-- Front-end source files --
====================

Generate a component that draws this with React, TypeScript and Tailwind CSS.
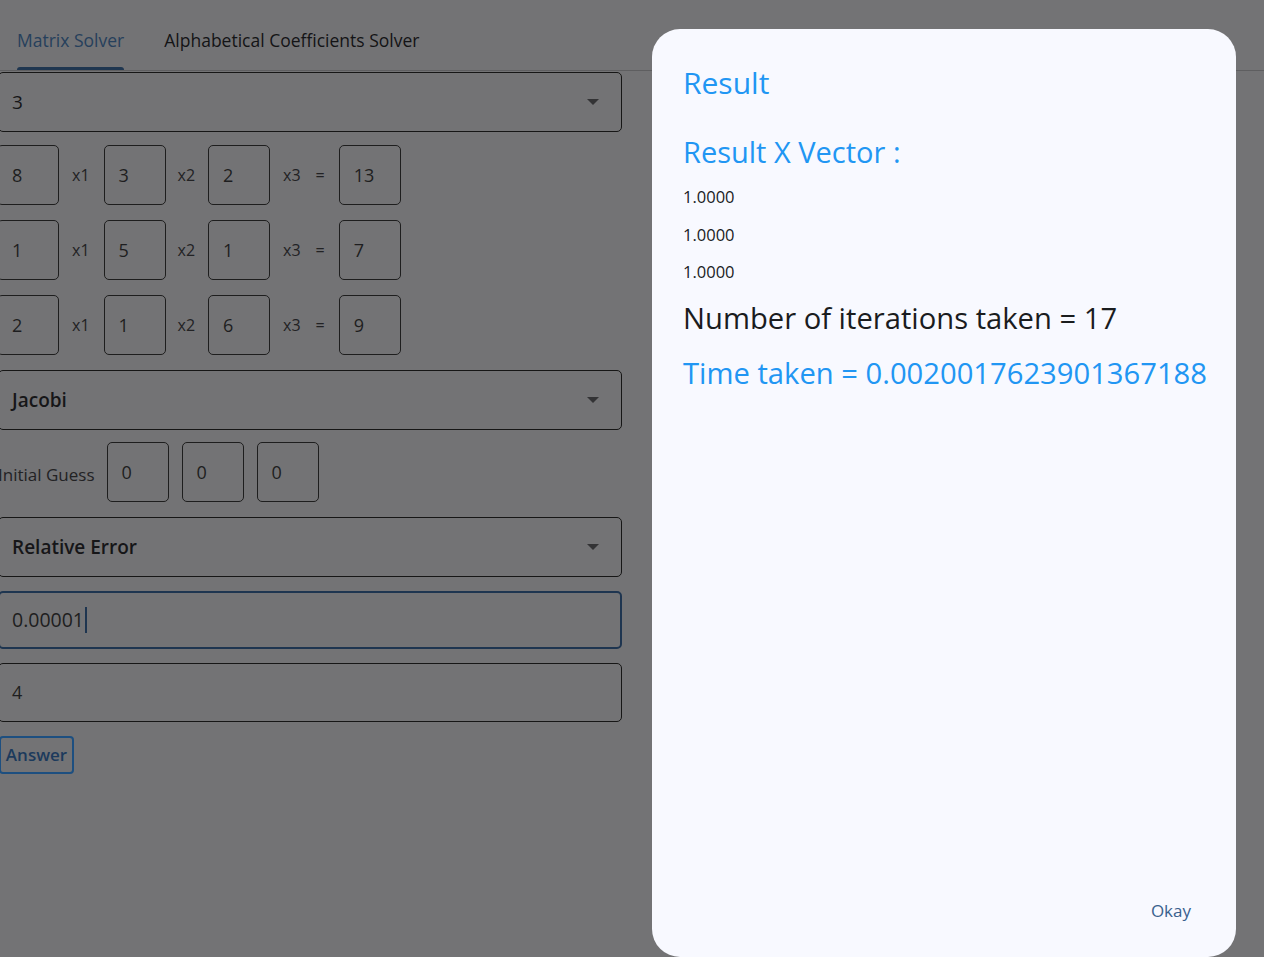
import React from "react";

const font = "font-['Open_Sans',sans-serif]";

function Arrow() {
  return (
    <svg width="12" height="6" viewBox="0 0 12 6" className="shrink-0">
      <path d="M0 0 L12 0 L6 6 Z" fill="#333335" />
    </svg>
  );
}

function Dropdown({ value, bold }: { value: string; bold?: boolean }) {
  return (
    <div className="flex h-[60px] w-[624px] items-center justify-between rounded-[5px] border border-[#161616] pl-[13px] pr-[22px]">
      <span className={"text-[19px] text-[#161618] " + (bold ? "font-semibold" : "")}>{value}</span>
      <Arrow />
    </div>
  );
}

function Cell({ v }: { v: string }) {
  return (
    <div className="flex h-[60px] w-[62px] items-center rounded-[5px] border border-[#1e1e1e] pl-[14px] text-[18px] text-[#1e1e20]">
      {v}
    </div>
  );
}

function Label({ t, cls }: { t: string; cls: string }) {
  return <span className={"text-[16px] text-[#222224] " + cls}>{t}</span>;
}

const rows = [
  ["8", "3", "2", "13"],
  ["1", "5", "1", "7"],
  ["2", "1", "6", "9"],
];

export default function App() {
  return (
    <div className={"relative h-[957px] w-[1264px] overflow-hidden bg-[#737375] " + font}>
      {/* tab bar */}
      <div className="flex h-[71px] items-end border-b border-[#5e5e60]">
        <div className="ml-[17px] flex flex-col">
          <span className="text-[17.5px] leading-none text-[#26405c]">Matrix Solver</span>
          <div className="mt-[18px] h-[3px] rounded-t-[3px] bg-[#1f3650]" />
        </div>
        <span className="mb-[21px] ml-[40px] text-[17.5px] leading-none text-[#141416]">
          Alphabetical Coefficients Solver
        </span>
      </div>

      <div className="ml-[-2px] flex flex-col">
        <div className="mt-[1px]">
          <Dropdown value="3" />
        </div>

        <div className="mt-[13px] flex flex-col gap-[15px]">
          {rows.map((r, i) => (
            <div key={i} className="flex items-center">
              <div className="ml-[-1px]">
                <Cell v={r[0]} />
              </div>
              <Label t="x1" cls="ml-[13px] mr-[14px]" />
              <Cell v={r[1]} />
              <Label t="x2" cls="ml-[12px] mr-[13px]" />
              <Cell v={r[2]} />
              <Label t="x3" cls="ml-[13px]" />
              <Label t="=" cls="ml-[15px] mr-[14px]" />
              <Cell v={r[3]} />
            </div>
          ))}
        </div>

        <div className="mt-[15px]">
          <Dropdown value="Jacobi" bold />
        </div>

        <div className="mt-[12px] flex items-center">
          <span className="mr-[12px] pt-[5px] text-[17px] text-[#222224]">Initial Guess</span>
          <div className="flex gap-[13px]">
            <Cell v="0" />
            <Cell v="0" />
            <Cell v="0" />
          </div>
        </div>

        <div className="mt-[15px]">
          <Dropdown value="Relative Error" bold />
        </div>

        <div className="mt-[14px] flex h-[58px] w-[624px] items-center rounded-[5px] border-2 border-[#1e3550] pl-[12px]">
          <span className="text-[19.5px] text-[#1e1e20]">0.00001</span>
          <span className="ml-[1px] h-[26px] w-[2px] bg-[#1e3550]" />
        </div>

        <div className="mt-[14px] flex h-[59px] w-[624px] items-center rounded-[5px] border border-[#161616] pl-[13px]">
          <span className="text-[18px] text-[#1e1e20]">4</span>
        </div>

        <div className="mt-[14px] ml-[1px] flex h-[38px] w-[75px] items-center justify-center rounded-[4px] border-2 border-[#1d4f80]">
          <span className="text-[17px] font-semibold text-[#1c3a5c]">Answer</span>
        </div>
      </div>

      {/* result dialog */}
      <div className="absolute left-[652px] top-[29px] flex h-[928px] w-[584px] flex-col rounded-[28px] bg-[#f8f9ff] pl-[31px] pr-[20px]">
        <h2 className="mt-[32px] text-[30px] leading-[44px] text-[#2196f3]">Result</h2>
        <h3 className="mt-[27px] text-[29px] leading-[40px] text-[#2196f3]">Result X Vector :</h3>
        <div className="mt-[6px] flex flex-col">
          <span className="text-[16.5px] leading-[37.5px] text-[#1a1c1e]">1.0000</span>
          <span className="text-[16.5px] leading-[37.5px] text-[#1a1c1e]">1.0000</span>
          <span className="text-[16.5px] leading-[37.5px] text-[#1a1c1e]">1.0000</span>
        </div>
        <p className="mt-[7px] whitespace-nowrap text-[29.2px] leading-[40px] text-[#1a1c1e]">
          Number of iterations taken = 17
        </p>
        <p className="mt-[15px] whitespace-nowrap text-[29.2px] leading-[40px] text-[#2196f3]">
          Time taken = 0.0020017623901367188
        </p>
        <div className="mt-auto mb-[34px] mr-[25px] flex justify-end">
          <span className="text-[17px] font-medium text-[#3a618e]">Okay</span>
        </div>
      </div>
    </div>
  );
}
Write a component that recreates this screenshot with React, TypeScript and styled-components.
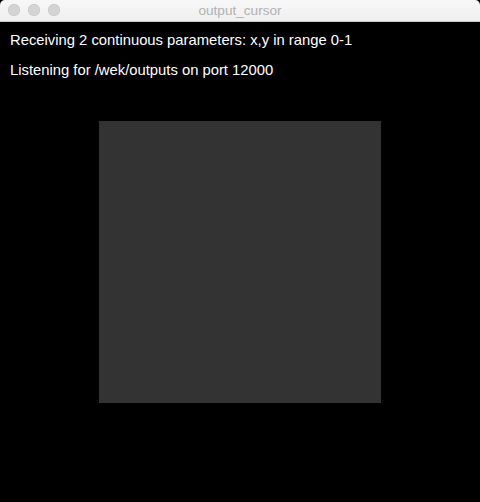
import React from 'react';
import styled, { createGlobalStyle } from 'styled-components';

const Global = createGlobalStyle`
    html, body {
        margin: 0;
        padding: 0;
        background: #000;
    }
`;

const Window = styled.div`
    width: 480px;
    height: 502px;
    display: flex;
    flex-direction: column;
    background: #000;
    overflow: hidden;
`;

const TitleBar = styled.div`
    position: relative;
    height: 21px;
    flex-shrink: 0;
    display: flex;
    align-items: center;
    justify-content: center;
    background: linear-gradient(#f7f7f7, #efefef);
    border-bottom: 1px solid #c8c8c8;
    border-radius: 5px 5px 0 0;
`;

const Lights = styled.div`
    position: absolute;
    left: 8px;
    top: 4px;
    display: flex;
    gap: 8px;
`;

const Light = styled.span`
    width: 12px;
    height: 12px;
    border-radius: 50%;
    background: #d4d4d4;
    box-shadow: inset 0 0 0 0.5px #c4c4c4;
`;

const Title = styled.span`
    font-family: 'Liberation Sans', Arial, sans-serif;
    font-size: 13.6px;
    color: #b1b1b1;
`;

const Canvas = styled.div`
    flex: 1;
    display: flex;
    flex-direction: column;
    padding: 10px 10px 0 10px;
    font-family: 'Liberation Sans', Arial, sans-serif;
    font-size: 14.8px;
    color: #fff;
`;

const Line = styled.div`
    line-height: 16px;
    height: 16px;
    margin-bottom: 14px;
`;

const Stage = styled.div`
    display: flex;
    justify-content: center;
    padding-top: 29px;
`;

const Square = styled.div`
    width: 282px;
    height: 282px;
    background: #333333;
`;

export default function App() {
    return (
        <Window>
            <Global />
            <TitleBar>
                <Lights>
                    <Light />
                    <Light />
                    <Light />
                </Lights>
                <Title>output_cursor</Title>
            </TitleBar>
            <Canvas>
                <Line>Receiving 2 continuous parameters: x,y in range 0-1</Line>
                <Line>Listening for /wek/outputs on port 12000</Line>
                <Stage>
                    <Square />
                </Stage>
            </Canvas>
        </Window>
    );
}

====================

-- WORK TO COMPLETE --
Go back to the records above and write them out exactly, without the pictures.

-- COMPLETED TASK --
Generate a component that draws this with React, TypeScript and Tailwind CSS.
import React from "react";

const font = "font-['Open_Sans',sans-serif]";

function Arrow() {
  return (
    <svg width="12" height="6" viewBox="0 0 12 6" className="shrink-0">
      <path d="M0 0 L12 0 L6 6 Z" fill="#333335" />
    </svg>
  );
}

function Dropdown({ value, bold }: { value: string; bold?: boolean }) {
  return (
    <div className="flex h-[60px] w-[624px] items-center justify-between rounded-[5px] border border-[#161616] pl-[13px] pr-[22px]">
      <span className={"text-[19px] text-[#161618] " + (bold ? "font-semibold" : "")}>{value}</span>
      <Arrow />
    </div>
  );
}

function Cell({ v }: { v: string }) {
  return (
    <div className="flex h-[60px] w-[62px] items-center rounded-[5px] border border-[#1e1e1e] pl-[14px] text-[18px] text-[#1e1e20]">
      {v}
    </div>
  );
}

function Label({ t, cls }: { t: string; cls: string }) {
  return <span className={"text-[16px] text-[#222224] " + cls}>{t}</span>;
}

const rows = [
  ["8", "3", "2", "13"],
  ["1", "5", "1", "7"],
  ["2", "1", "6", "9"],
];

export default function App() {
  return (
    <div className={"relative h-[957px] w-[1264px] overflow-hidden bg-[#737375] " + font}>
      {/* tab bar */}
      <div className="flex h-[71px] items-end border-b border-[#5e5e60]">
        <div className="ml-[17px] flex flex-col">
          <span className="text-[17.5px] leading-none text-[#26405c]">Matrix Solver</span>
          <div className="mt-[18px] h-[3px] rounded-t-[3px] bg-[#1f3650]" />
        </div>
        <span className="mb-[21px] ml-[40px] text-[17.5px] leading-none text-[#141416]">
          Alphabetical Coefficients Solver
        </span>
      </div>

      <div className="ml-[-2px] flex flex-col">
        <div className="mt-[1px]">
          <Dropdown value="3" />
        </div>

        <div className="mt-[13px] flex flex-col gap-[15px]">
          {rows.map((r, i) => (
            <div key={i} className="flex items-center">
              <div className="ml-[-1px]">
                <Cell v={r[0]} />
              </div>
              <Label t="x1" cls="ml-[13px] mr-[14px]" />
              <Cell v={r[1]} />
              <Label t="x2" cls="ml-[12px] mr-[13px]" />
              <Cell v={r[2]} />
              <Label t="x3" cls="ml-[13px]" />
              <Label t="=" cls="ml-[15px] mr-[14px]" />
              <Cell v={r[3]} />
            </div>
          ))}
        </div>

        <div className="mt-[15px]">
          <Dropdown value="Jacobi" bold />
        </div>

        <div className="mt-[12px] flex items-center">
          <span className="mr-[12px] pt-[5px] text-[17px] text-[#222224]">Initial Guess</span>
          <div className="flex gap-[13px]">
            <Cell v="0" />
            <Cell v="0" />
            <Cell v="0" />
          </div>
        </div>

        <div className="mt-[15px]">
          <Dropdown value="Relative Error" bold />
        </div>

        <div className="mt-[14px] flex h-[58px] w-[624px] items-center rounded-[5px] border-2 border-[#1e3550] pl-[12px]">
          <span className="text-[19.5px] text-[#1e1e20]">0.00001</span>
          <span className="ml-[1px] h-[26px] w-[2px] bg-[#1e3550]" />
        </div>

        <div className="mt-[14px] flex h-[59px] w-[624px] items-center rounded-[5px] border border-[#161616] pl-[13px]">
          <span className="text-[18px] text-[#1e1e20]">4</span>
        </div>

        <div className="mt-[14px] ml-[1px] flex h-[38px] w-[75px] items-center justify-center rounded-[4px] border-2 border-[#1d4f80]">
          <span className="text-[17px] font-semibold text-[#1c3a5c]">Answer</span>
        </div>
      </div>

      {/* result dialog */}
      <div className="absolute left-[652px] top-[29px] flex h-[928px] w-[584px] flex-col rounded-[28px] bg-[#f8f9ff] pl-[31px] pr-[20px]">
        <h2 className="mt-[32px] text-[30px] leading-[44px] text-[#2196f3]">Result</h2>
        <h3 className="mt-[27px] text-[29px] leading-[40px] text-[#2196f3]">Result X Vector :</h3>
        <div className="mt-[6px] flex flex-col">
          <span className="text-[16.5px] leading-[37.5px] text-[#1a1c1e]">1.0000</span>
          <span className="text-[16.5px] leading-[37.5px] text-[#1a1c1e]">1.0000</span>
          <span className="text-[16.5px] leading-[37.5px] text-[#1a1c1e]">1.0000</span>
        </div>
        <p className="mt-[7px] whitespace-nowrap text-[29.2px] leading-[40px] text-[#1a1c1e]">
          Number of iterations taken = 17
        </p>
        <p className="mt-[15px] whitespace-nowrap text-[29.2px] leading-[40px] text-[#2196f3]">
          Time taken = 0.0020017623901367188
        </p>
        <div className="mt-auto mb-[34px] mr-[25px] flex justify-end">
          <span className="text-[17px] font-medium text-[#3a618e]">Okay</span>
        </div>
      </div>
    </div>
  );
}
Write a component that recreates this screenshot with React, TypeScript and styled-components.
import React from 'react';
import styled, { createGlobalStyle } from 'styled-components';

const Global = createGlobalStyle`
    html, body {
        margin: 0;
        padding: 0;
        background: #000;
    }
`;

const Window = styled.div`
    width: 480px;
    height: 502px;
    display: flex;
    flex-direction: column;
    background: #000;
    overflow: hidden;
`;

const TitleBar = styled.div`
    position: relative;
    height: 21px;
    flex-shrink: 0;
    display: flex;
    align-items: center;
    justify-content: center;
    background: linear-gradient(#f7f7f7, #efefef);
    border-bottom: 1px solid #c8c8c8;
    border-radius: 5px 5px 0 0;
`;

const Lights = styled.div`
    position: absolute;
    left: 8px;
    top: 4px;
    display: flex;
    gap: 8px;
`;

const Light = styled.span`
    width: 12px;
    height: 12px;
    border-radius: 50%;
    background: #d4d4d4;
    box-shadow: inset 0 0 0 0.5px #c4c4c4;
`;

const Title = styled.span`
    font-family: 'Liberation Sans', Arial, sans-serif;
    font-size: 13.6px;
    color: #b1b1b1;
`;

const Canvas = styled.div`
    flex: 1;
    display: flex;
    flex-direction: column;
    padding: 10px 10px 0 10px;
    font-family: 'Liberation Sans', Arial, sans-serif;
    font-size: 14.8px;
    color: #fff;
`;

const Line = styled.div`
    line-height: 16px;
    height: 16px;
    margin-bottom: 14px;
`;

const Stage = styled.div`
    display: flex;
    justify-content: center;
    padding-top: 29px;
`;

const Square = styled.div`
    width: 282px;
    height: 282px;
    background: #333333;
`;

export default function App() {
    return (
        <Window>
            <Global />
            <TitleBar>
                <Lights>
                    <Light />
                    <Light />
                    <Light />
                </Lights>
                <Title>output_cursor</Title>
            </TitleBar>
            <Canvas>
                <Line>Receiving 2 continuous parameters: x,y in range 0-1</Line>
                <Line>Listening for /wek/outputs on port 12000</Line>
                <Stage>
                    <Square />
                </Stage>
            </Canvas>
        </Window>
    );
}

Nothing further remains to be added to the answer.